Zimmer Children’s Museum Says Do An Art Crawl With Your Babies

One of the most colorful ways to help a baby discover its way around that big world out there is through art. It also happens to be one of the messiest, especially if paint is involved.

But that's a small sacrifice, according to the Los Angeles-based Zimmer Museum, which takes pride in exposing children, especially those in the latter stages of infancy, to the joys of creating via its Art Crawl events hosted on the premises.

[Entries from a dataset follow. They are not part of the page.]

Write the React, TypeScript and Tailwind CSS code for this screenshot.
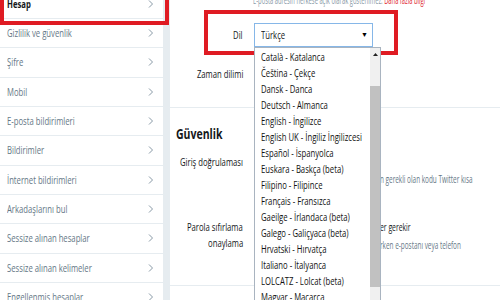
import React from "react";

const side = [
  "Gizlilik ve güvenlik",
  "Şifre",
  "Mobil",
  "E-posta bildirimleri",
  "Bildirimler",
  "İnternet bildirimleri",
  "Arkadaşlarını bul",
  "Sessize alınan hesaplar",
  "Sessize alınan kelimeler",
  "Engellenmiş hesaplar",
];

const langs = [
  "Català - Katalanca",
  "Čeština - Çekçe",
  "Dansk - Danca",
  "Deutsch - Almanca",
  "English - İngilizce",
  "English UK - İngiliz İngilizcesi",
  "Español - İspanyolca",
  "Euskara - Baskça (beta)",
  "Filipino - Filipince",
  "Français - Fransızca",
  "Gaeilge - İrlandaca (beta)",
  "Galego - Galiçyaca (beta)",
  "Hrvatski - Hırvatça",
  "Italiano - İtalyanca",
  "LOLCATZ - Lolcat (beta)",
  "Magyar - Macarca",
  "Nederlands - Felemenkçe",
];

function Chevron() {
  return (
    <svg width="6" height="10" viewBox="0 0 6 10" className="shrink-0">
      <path d="M1 1.5 L4.5 5 L1 8.5" fill="none" stroke="#8899a6" strokeWidth="1" />
    </svg>
  );
}

function L({ children }: { children: React.ReactNode }) {
  return <span className="inline-block whitespace-nowrap origin-left scale-x-[0.7]">{children}</span>;
}

function R({ children }: { children: React.ReactNode }) {
  return <span className="inline-block whitespace-nowrap origin-right scale-x-[0.7]">{children}</span>;
}

export default function App() {
  return (
    <div className="relative w-[500px] h-[300px] overflow-hidden bg-[#e6ecf0] flex font-['Open_Sans',sans-serif]">
      <aside className="w-[163px] shrink-0 self-start bg-white mt-[-10.33px]">
        <div className="h-[29.33px] border-b border-[#e6ecf0] flex items-center justify-between pl-[7px] pr-[9px] text-[11px] font-bold text-[#14171a]">
          <L>Hesap</L>
          <Chevron />
        </div>
        {side.map((s) => (
          <div
            key={s}
            className="h-[29.33px] border-b border-[#e6ecf0] flex items-center justify-between pl-[7px] pr-[9px] text-[11px] text-[#657786]"
          >
            <L>{s}</L>
            <Chevron />
          </div>
        ))}
      </aside>

      <main className="ml-[7px] flex-1 bg-white flex flex-col">
        <div className="mt-[-7px] h-[14px] pl-[83px] text-[10px] leading-[14px] text-[#8899a6] whitespace-nowrap">
          <span className="inline-block whitespace-nowrap origin-left scale-x-[0.58]">
            E-posta adresin herkese açık olarak gösterilmez.{" "}
            <span className="text-[#e0242c]">Daha fazla bilgi</span>
          </span>
        </div>

        <div className="mt-[16px] h-[24px] flex items-center">
          <div className="w-[73px] flex justify-end text-[11px] text-[#14171a]">
            <R>Dil</R>
          </div>
          <div className="relative ml-[11px] w-[119px] h-[24px] border border-[#86b7e8] bg-white flex items-center justify-between pl-[6px] pr-[4px] text-[11px] text-[#14171a]">
            <L>Türkçe</L>
            <span className="text-[7px] text-black">▼</span>
            <div className="absolute z-10 left-[-1px] top-[23px] w-[127px] h-[262px] border border-[#a9b4c0] bg-white pt-px">
              {langs.map((l) => (
                <div key={l} className="h-[16px] leading-[16px] pl-[6px] text-[11px] text-[#111]">
                  <L>{l}</L>
                </div>
              ))}
              <div className="absolute right-0 top-0 bottom-0 w-[10px] bg-[#f0f0f0]">
                <div className="flex justify-center pt-[5px]">
                  <svg width="5" height="3" viewBox="0 0 5 3">
                    <path d="M0 3 L2.5 0 L5 3 Z" fill="#222" />
                  </svg>
                </div>
                <div className="absolute left-0 right-0 top-[38px] h-[201px] bg-[#c1c1c1]" />
              </div>
            </div>
          </div>
        </div>

        <div className="mt-[15px] h-[24px] flex items-center">
          <div className="w-[73px] flex justify-end text-[11px] text-[#14171a]">
            <R>Zaman dilimi</R>
          </div>
        </div>

        <div className="mt-[21px] h-px bg-[#e6ecf0]" />

        <div className="mt-[15px] pl-[6px] text-[15px] leading-[20px] font-bold text-[#14171a]">
          <L>Güvenlik</L>
        </div>

        <div className="mt-[11px] flex">
          <div className="w-[73px] flex justify-end text-[11px] leading-[16px] text-[#14171a]">
            <R>Giriş doğrulaması</R>
          </div>
          <div className="ml-[137px] flex-1 flex flex-col">
            <div className="h-[16px]" />
            <div className="mt-[2px] text-[10px] leading-[14px] text-[#657786] whitespace-nowrap">
              <span className="inline-block origin-left scale-x-[0.64]">n gerekli olan kodu Twitter kısa</span>
            </div>
          </div>
        </div>

        <div className="mt-[33px] flex">
          <div className="w-[73px] flex flex-col items-end text-[11px] leading-[16px] text-[#14171a]">
            <R>Parola sıfırlama</R>
            <R>onaylama</R>
          </div>
          <div className="ml-[137px] flex-1 flex flex-col">
            <div className="text-[11px] leading-[16px] text-[#14171a] whitespace-nowrap">
              <span className="inline-block origin-left scale-x-[0.62]">er gerekir</span>
            </div>
            <div className="mt-[3px] text-[10px] leading-[14px] text-[#657786] whitespace-nowrap">
              <span className="inline-block origin-left scale-x-[0.64]">rken e-postanı veya telefon</span>
            </div>
          </div>
        </div>

        <div className="mt-[33px] h-px bg-[#e6ecf0]" />
      </main>

      <div className="absolute left-0 top-[-4px] w-[169px] h-[29px] border-4 border-[#df1b23]" />
      <div className="absolute left-[204px] top-[10px] w-[194px] h-[45px] border-4 border-[#df1b23]" />
    </div>
  );
}
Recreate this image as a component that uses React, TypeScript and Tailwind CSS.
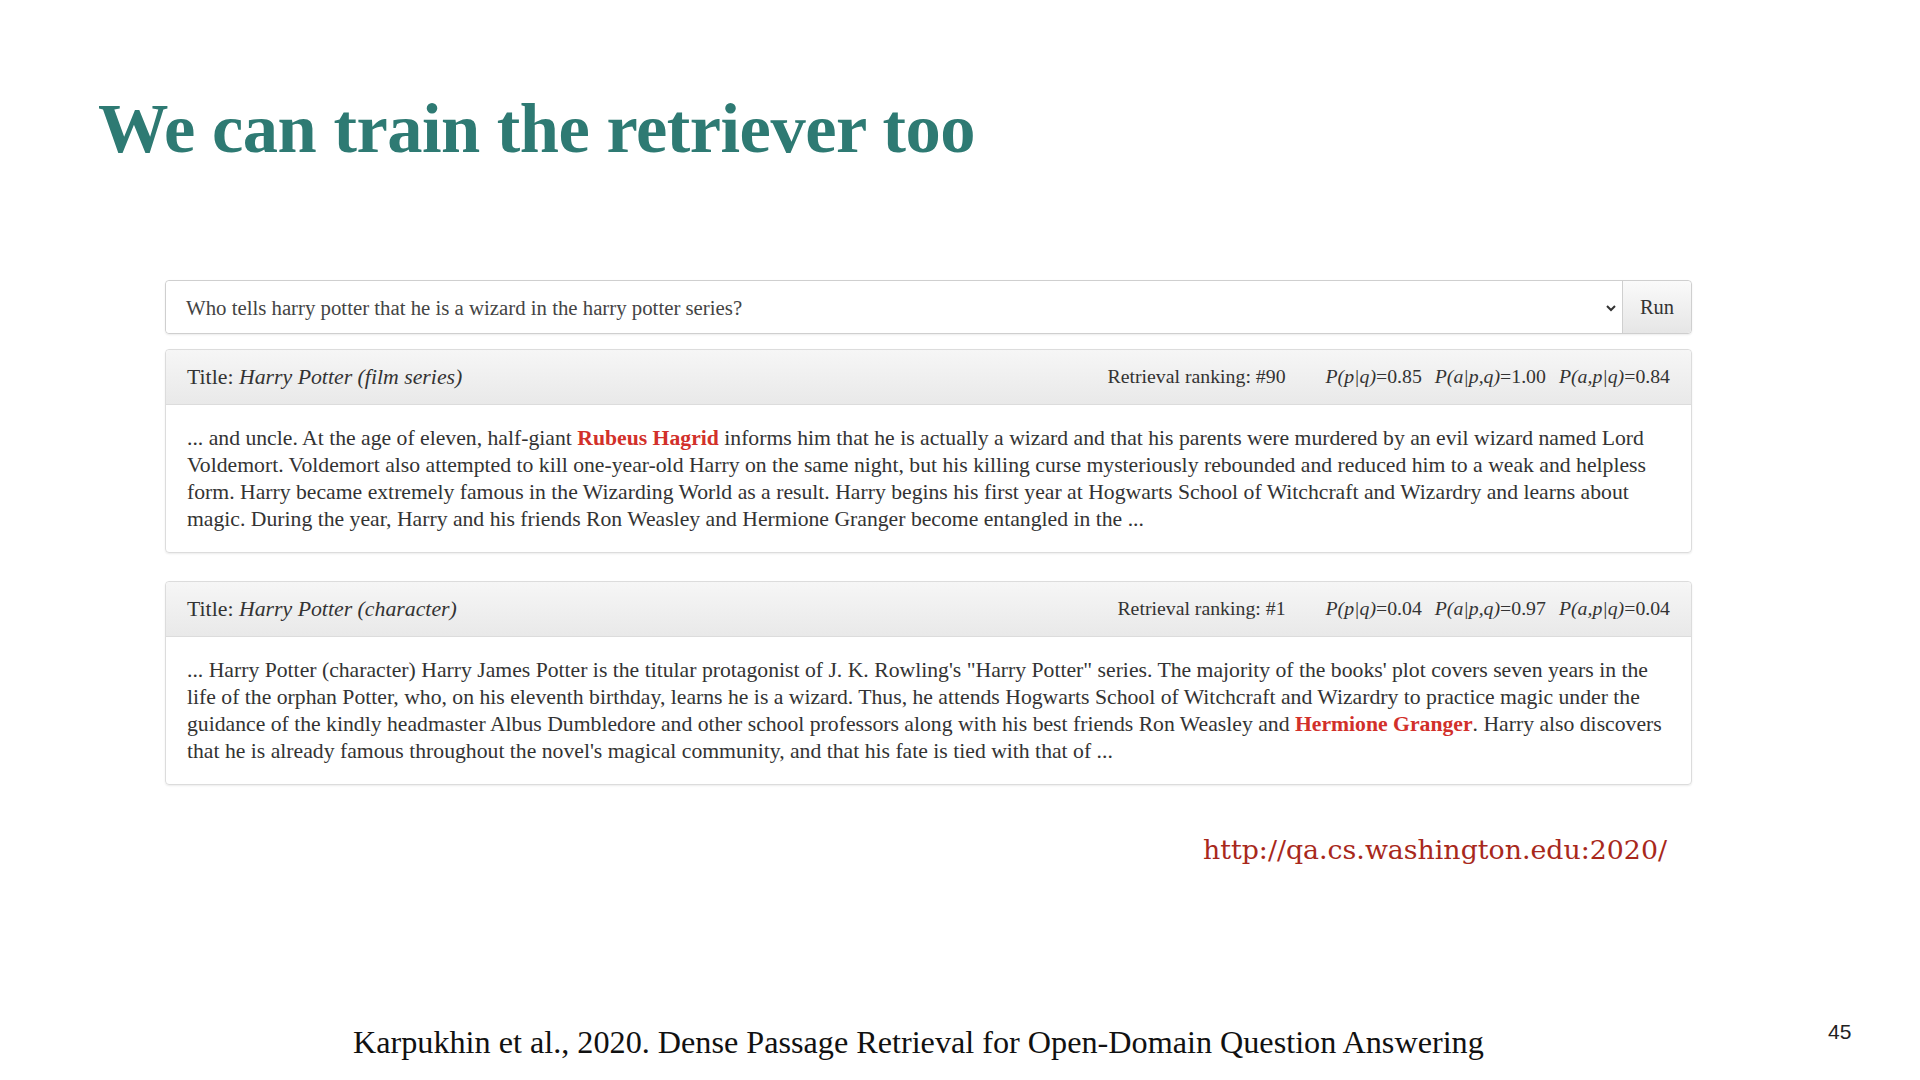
import React from "react";

const serif = { fontFamily: '"Liberation Serif", "DejaVu Serif", serif' };

function Header({ title, rank, a, b, c }: { title: string; rank: string; a: string; b: string; c: string }) {
  return (
    <div className="flex items-center justify-between h-[55px] px-[21px] bg-gradient-to-b from-[#f6f6f6] to-[#e9e9e9] border-b border-[#dcdcdc] rounded-t-[4px] text-[21.8px] text-[#333]">
      <div>
        Title: <i>{title}</i>
      </div>
      <div className="flex items-center text-[19.8px]">
        <span className="mr-[40px]">Retrieval ranking: {rank}</span>
        <span><i>P(p|q)</i>={a}</span>
        <span className="ml-[13px]"><i>P(a|p,q)</i>={b}</span>
        <span className="ml-[13px]"><i>P(a,p|q)</i>={c}</span>
      </div>
    </div>
  );
}

function Red({ children }: { children: React.ReactNode }) {
  return <b className="text-[#d2302a]">{children}</b>;
}

export default function App() {
  return (
    <div className="relative w-[1920px] h-[1080px] bg-white overflow-hidden" style={serif}>
      <h1 className="pl-[98px] pt-[93px] text-[70.5px] leading-[70px] font-bold text-[#2e7a73] tracking-[-0.5px]">
        We can train the retriever too
      </h1>

      <div className="ml-[165px] w-[1527px] mt-[117px]">
        {/* search bar */}
        <div className="flex h-[54px] border border-[#cfcfcf] rounded-[4px] shadow-[0_1px_2px_rgba(0,0,0,0.08)]">
          <div className="flex-1 flex items-center justify-between pl-[20px] pr-[5px] text-[20.8px] text-[#444] bg-white rounded-l-[4px]">
            <span className="mt-[2px]">Who tells harry potter that he is a wizard in the harry potter series?</span>
            <svg width="12" height="12" viewBox="0 0 12 12" className="mt-[1px]">
              <path d="M2 4 L6 8 L10 4" fill="none" stroke="#333" strokeWidth="2" />
            </svg>
          </div>
          <div className="w-[69px] flex items-center justify-center border-l border-[#cfcfcf] bg-gradient-to-b from-[#fafafa] to-[#e6e6e6] text-[20.5px] text-[#333] rounded-r-[4px]">
            Run
          </div>
        </div>

        {/* card 1 */}
        <div className="mt-[15px] border border-[#dcdcdc] rounded-[4px] shadow-[0_1px_2px_rgba(0,0,0,0.08)]">
          <Header title="Harry Potter (film series)" rank="#90" a="0.85" b="1.00" c="0.84" />
          <div className="px-[21px] pt-[20px] pb-[19px] text-[21.7px] leading-[27px] text-[#333] whitespace-nowrap">
            <div>... and uncle. At the age of eleven, half-giant <Red>Rubeus Hagrid</Red> informs him that he is actually a wizard and that his parents were murdered by an evil wizard named Lord</div>
            <div>Voldemort. Voldemort also attempted to kill one-year-old Harry on the same night, but his killing curse mysteriously rebounded and reduced him to a weak and helpless</div>
            <div>form. Harry became extremely famous in the Wizarding World as a result. Harry begins his first year at Hogwarts School of Witchcraft and Wizardry and learns about</div>
            <div>magic. During the year, Harry and his friends Ron Weasley and Hermione Granger become entangled in the ...</div>
          </div>
        </div>

        {/* card 2 */}
        <div className="mt-[28px] border border-[#dcdcdc] rounded-[4px] shadow-[0_1px_2px_rgba(0,0,0,0.08)]">
          <Header title="Harry Potter (character)" rank="#1" a="0.04" b="0.97" c="0.04" />
          <div className="px-[21px] pt-[20px] pb-[19px] text-[21.7px] leading-[27px] text-[#333] whitespace-nowrap">
            <div>... Harry Potter (character) Harry James Potter is the titular protagonist of J. K. Rowling's "Harry Potter" series. The majority of the books' plot covers seven years in the</div>
            <div>life of the orphan Potter, who, on his eleventh birthday, learns he is a wizard. Thus, he attends Hogwarts School of Witchcraft and Wizardry to practice magic under the</div>
            <div>guidance of the kindly headmaster Albus Dumbledore and other school professors along with his best friends Ron Weasley and <Red>Hermione Granger</Red>. Harry also discovers</div>
            <div>that he is already famous throughout the novel's magical community, and that his fate is tied with that of ...</div>
          </div>
        </div>

        <div className="flex justify-end pr-[25px] mt-[48px]">
          <span className="text-[26.8px] leading-[34px] text-[#a8281b]" style={{ fontFamily: '"DejaVu Serif", "Liberation Serif", serif' }}>
            http://qa.cs.washington.edu:2020/
          </span>
        </div>
      </div>

      <div className="absolute left-[353px] top-[1023px]">
        <span className="text-[32.2px] leading-[38px] text-[#111] whitespace-nowrap">
          Karpukhin et al., 2020. Dense Passage Retrieval for Open-Domain Question Answering
        </span>
      </div>
      <div className="absolute left-[1828px] top-[1016px] text-[21px] text-[#222]" style={{ fontFamily: '"Liberation Sans", Arial, sans-serif' }}>
        45
      </div>
    </div>
  );
}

Younger parents more accustomed to more technologically-advanced design tools online to demonstrate art to their kids might balk at the notion of having Jr. glopped up in every color of the rainbow. But proponents of Art Crawl sessions declare that tykes have a riot trying to hold a brush and spread paint across a paper surface. Besides learning about color and form in the messiest way possible, the activity also helps build a child's motor skills.


Then there's the issue of safety, which Zimmer has covered, as in totally, from floor to ceiling. The museum uses butcher paper, which once unrolled can make a room kiddie paint-friendly in minutes. It's strong enough to absorb a baby's gooey replica of a Picasso masterpiece, yet has enough surface sheen to highlight the results. Zimmer also avoids the predicament of bristles coming off traditional brushes that could be swallowed by the infants by using durable silicone pastry brushes, which are much lighter and easier for a child to hold.

Then there's the paint, a dealbreaker among more cautious parents. To that end, Zimmer offers two types of paint. One of them is tempura-based, one of the easiest to clean off a surface. One wipe and the paint's gone.

As for the potential hazards of the kids eating paint, Zimmer has that base covered as well. The museum offers those cute little rug rats edible paint, made from food coloring, water, and flour.

Sometimes, the Zimmer staff likes to liven things up by throwing a ball around the room to see the effects of colorful trails and splats left behind by the projectile. It also gets the kids excited to the point that some of them bring their own toys to dip and test on their own. It's a baby's way of demonstrating to their parents that an artsy adventure is worth all that mess in the first place.